Shallow Thought Wednesday

Every Tuesday late into the night and then very early Wednesday I check my work e-mail over and over again to see if Multmedia Editor and Resident Cheeseburger, Wing, Crab Ball and Tiramisu Expert John Lindner has sent me a Shallow Thought.

This morning I was saddened by this brief e-mail:

Reason I didn't post a timely shallow thought: Slept all night on left side, woke up with only right brain functionality.To make up for it, I'll force myself to compose a food haiku.

Well, folks, it was worth the wait. John came up with the following brilliant effort.

Your contribution to this Shallow Thought Wednesday can be:

a) Discuss the evocative allusions and underlying meaning(s) of John's haiku; or

b) See if you can top it with your own food haiku.
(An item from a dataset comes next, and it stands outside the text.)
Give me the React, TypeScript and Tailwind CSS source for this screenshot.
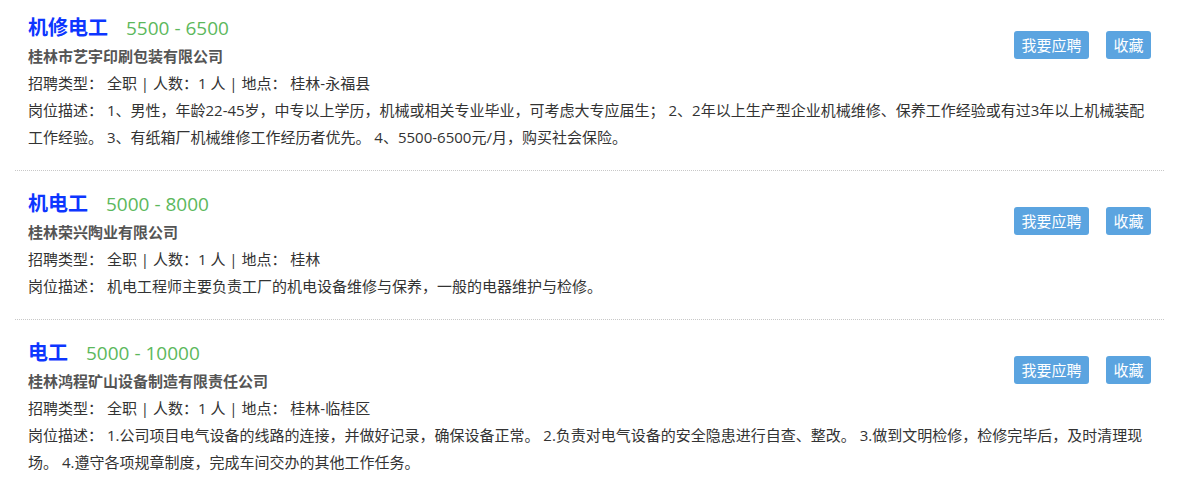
import React from 'react';

interface Job {
  title: string;
  salary: string;
  company: string;
  location: string;
  desc: string;
}

const jobs: Job[] = [
  {
    title: '机修电工',
    salary: '5500 - 6500',
    company: '桂林市艺宇印刷包装有限公司',
    location: '桂林-永福县',
    desc: '1、男性，年龄22-45岁，中专以上学历，机械或相关专业毕业，可考虑大专应届生； 2、2年以上生产型企业机械维修、保养工作经验或有过3年以上机械装配工作经验。 3、有纸箱厂机械维修工作经历者优先。 4、5500-6500元/月，购买社会保险。',
  },
  {
    title: '机电工',
    salary: '5000 - 8000',
    company: '桂林荣兴陶业有限公司',
    location: '桂林',
    desc: '机电工程师主要负责工厂的机电设备维修与保养，一般的电器维护与检修。',
  },
  {
    title: '电工',
    salary: '5000 - 10000',
    company: '桂林鸿程矿山设备制造有限责任公司',
    location: '桂林-临桂区',
    desc: '1.公司项目电气设备的线路的连接，并做好记录，确保设备正常。 2.负责对电气设备的安全隐患进行自查、整改。 3.做到文明检修，检修完毕后，及时清理现场。 4.遵守各项规章制度，完成车间交办的其他工作任务。',
  },
];

const JobItem: React.FC<{ job: Job; first?: boolean }> = ({ job, first }) => (
  <div className={`px-[13px] pb-[19px] border-b border-dotted border-[#c8c8c8] ${first ? 'pt-[13px]' : 'pt-[18px]'}`}>
    <div className="flex items-start justify-between">
      <div>
        <div className="flex items-baseline leading-[30px]">
          <span className="text-[20px] font-bold text-[#0d36ff]">{job.title}</span>
          <span className="ml-[18px] text-[19px] text-[#5cb85c]">{job.salary}</span>
        </div>
        <div className="text-[15px] font-bold text-[#555] leading-[27px]">{job.company}</div>
        <div className="text-[15px] text-[#333] leading-[27px]">
          {'招聘类型： 全职 | 人数：1 人 | 地点： ' + job.location}
        </div>
      </div>
      <div className="mt-[18px] flex gap-[17px]">
        <button type="button" className="h-[28px] px-[7.5px] rounded-[3px] bg-[#5ba4e0] text-white text-[15px] leading-[28px]">
          我要应聘
        </button>
        <button type="button" className="h-[28px] px-[7.5px] rounded-[3px] bg-[#5ba4e0] text-white text-[15px] leading-[28px]">
          收藏
        </button>
      </div>
    </div>
    <p className="text-[15px] text-[#333] leading-[27px]">{'岗位描述： ' + job.desc}</p>
  </div>
);

export default function App() {
  return (
    <div className="min-h-screen bg-white px-[15px] font-['Open_Sans','Noto_Sans_CJK_SC',sans-serif]">
      {jobs.map((job, i) => (
        <JobItem key={job.title} job={job} first={i === 0} />
      ))}
    </div>
  );
}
Just as a reminder, a haiku is a Japanese lyric verse form having three unrhymed lines of five, seven, and five syllables.

Here's John's: ... 

Sipping beaujolais

my cheeseburger has vanished

Waiter! Creme brulee!

Posted by Elizabeth Large at 11:13 AM | | Comments (16)
        

Comments

...in a funk again
a cool sauvignon will work
i laugh at the world...

My friend hmpstd and I really need to get lives. Within 20 minutes of each other we posted about the lack of a shallow thought. And then, faster than I could hit the refresh button there it was.

My plate is full
A shallow thought has surfaced
It is rare indeed

That's what happens when you let the rich guy in the A-1 commercial "borrow" your burger....
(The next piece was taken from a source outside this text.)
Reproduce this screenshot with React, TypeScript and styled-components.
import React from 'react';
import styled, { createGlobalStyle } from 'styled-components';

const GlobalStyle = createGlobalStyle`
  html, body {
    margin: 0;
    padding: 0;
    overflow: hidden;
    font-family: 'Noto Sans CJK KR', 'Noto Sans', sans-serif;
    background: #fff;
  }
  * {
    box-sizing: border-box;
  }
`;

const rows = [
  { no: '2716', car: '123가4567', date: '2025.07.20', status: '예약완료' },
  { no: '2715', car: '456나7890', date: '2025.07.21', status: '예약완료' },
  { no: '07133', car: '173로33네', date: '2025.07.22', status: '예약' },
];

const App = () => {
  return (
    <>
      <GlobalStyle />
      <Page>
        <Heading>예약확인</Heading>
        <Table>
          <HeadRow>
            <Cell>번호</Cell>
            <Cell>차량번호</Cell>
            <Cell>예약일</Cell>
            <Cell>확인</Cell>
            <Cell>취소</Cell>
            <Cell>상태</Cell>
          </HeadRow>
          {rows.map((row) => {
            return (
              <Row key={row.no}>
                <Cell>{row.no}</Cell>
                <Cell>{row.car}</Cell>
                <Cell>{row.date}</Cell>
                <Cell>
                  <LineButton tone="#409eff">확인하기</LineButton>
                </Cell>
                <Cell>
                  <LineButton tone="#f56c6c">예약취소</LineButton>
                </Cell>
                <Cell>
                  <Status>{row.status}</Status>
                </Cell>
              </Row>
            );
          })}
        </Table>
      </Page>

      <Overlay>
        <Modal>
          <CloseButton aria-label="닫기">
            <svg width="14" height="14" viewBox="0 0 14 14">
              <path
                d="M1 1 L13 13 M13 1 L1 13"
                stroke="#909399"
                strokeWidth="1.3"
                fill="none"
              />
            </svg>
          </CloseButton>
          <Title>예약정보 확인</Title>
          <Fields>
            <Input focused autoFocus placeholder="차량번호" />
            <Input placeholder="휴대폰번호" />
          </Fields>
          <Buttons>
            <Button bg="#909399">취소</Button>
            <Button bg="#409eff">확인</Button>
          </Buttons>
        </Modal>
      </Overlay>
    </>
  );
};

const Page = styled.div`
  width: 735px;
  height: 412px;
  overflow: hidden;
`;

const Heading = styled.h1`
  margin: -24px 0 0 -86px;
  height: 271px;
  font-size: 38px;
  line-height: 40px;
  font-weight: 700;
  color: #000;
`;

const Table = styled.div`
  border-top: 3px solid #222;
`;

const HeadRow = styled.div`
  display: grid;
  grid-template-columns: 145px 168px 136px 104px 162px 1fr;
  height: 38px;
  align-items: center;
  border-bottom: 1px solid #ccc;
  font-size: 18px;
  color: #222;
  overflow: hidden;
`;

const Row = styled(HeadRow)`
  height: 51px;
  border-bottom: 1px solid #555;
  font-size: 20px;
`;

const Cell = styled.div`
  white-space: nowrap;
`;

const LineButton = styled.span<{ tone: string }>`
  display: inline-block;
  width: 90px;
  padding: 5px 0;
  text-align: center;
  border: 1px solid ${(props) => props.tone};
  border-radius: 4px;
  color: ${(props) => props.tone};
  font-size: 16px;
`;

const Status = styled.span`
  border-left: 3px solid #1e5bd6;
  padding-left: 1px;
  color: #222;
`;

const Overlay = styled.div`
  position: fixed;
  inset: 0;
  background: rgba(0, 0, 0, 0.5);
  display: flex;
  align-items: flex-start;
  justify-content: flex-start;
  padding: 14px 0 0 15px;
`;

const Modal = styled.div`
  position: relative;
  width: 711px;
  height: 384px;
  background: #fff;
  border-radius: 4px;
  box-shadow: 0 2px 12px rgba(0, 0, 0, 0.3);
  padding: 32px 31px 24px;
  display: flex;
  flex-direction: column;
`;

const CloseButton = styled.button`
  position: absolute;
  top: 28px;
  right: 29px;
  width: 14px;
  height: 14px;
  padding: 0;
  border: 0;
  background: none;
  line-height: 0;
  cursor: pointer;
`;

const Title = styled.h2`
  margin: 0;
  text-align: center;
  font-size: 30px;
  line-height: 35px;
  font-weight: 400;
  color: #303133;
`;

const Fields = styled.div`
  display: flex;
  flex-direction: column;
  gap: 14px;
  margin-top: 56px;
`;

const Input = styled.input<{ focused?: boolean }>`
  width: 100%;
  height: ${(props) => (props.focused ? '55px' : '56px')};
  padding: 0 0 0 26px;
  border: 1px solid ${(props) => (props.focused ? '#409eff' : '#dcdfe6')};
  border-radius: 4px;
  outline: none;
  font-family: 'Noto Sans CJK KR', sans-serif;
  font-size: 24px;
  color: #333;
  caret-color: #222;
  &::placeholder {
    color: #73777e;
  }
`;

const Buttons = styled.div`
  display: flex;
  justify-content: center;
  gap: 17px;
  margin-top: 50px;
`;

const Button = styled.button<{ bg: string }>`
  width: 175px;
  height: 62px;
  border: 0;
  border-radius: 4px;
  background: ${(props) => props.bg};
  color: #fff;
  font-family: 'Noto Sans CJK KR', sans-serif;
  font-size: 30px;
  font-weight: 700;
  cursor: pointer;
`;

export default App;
I am trying to envision the restaurant where one might be sipping beaujolais, presumably eating on a cheeseburger (prior to it vanishing), then being able to order a creme brulee. Must be a Gastro Pub.

In Gastro Pub lounge,
One can see variety
to tempt the palate.

Jenny Criag diet
I long for you cheeseburger
Damn you thunder thighs!

hamburglar returns!
"robble, robble" he says, as
he escapes capture!

chocolate is good food
even better when it's dark
men can't understand

Clearly the poet is mourning the fact that his current effete lifestyle (symbolized by the beaujolais) has taken him away from his working-class and more authentic roots (the vanished cheeseburger) so that his only solace is the sybaritic but shallow, trivial and trite (that menu cliche, creme brulee).

I ran across this many, many...uh, many...years ago when I was an English major (before I became a history major, then a business major) and for reasons I'll never understand I still remember it today.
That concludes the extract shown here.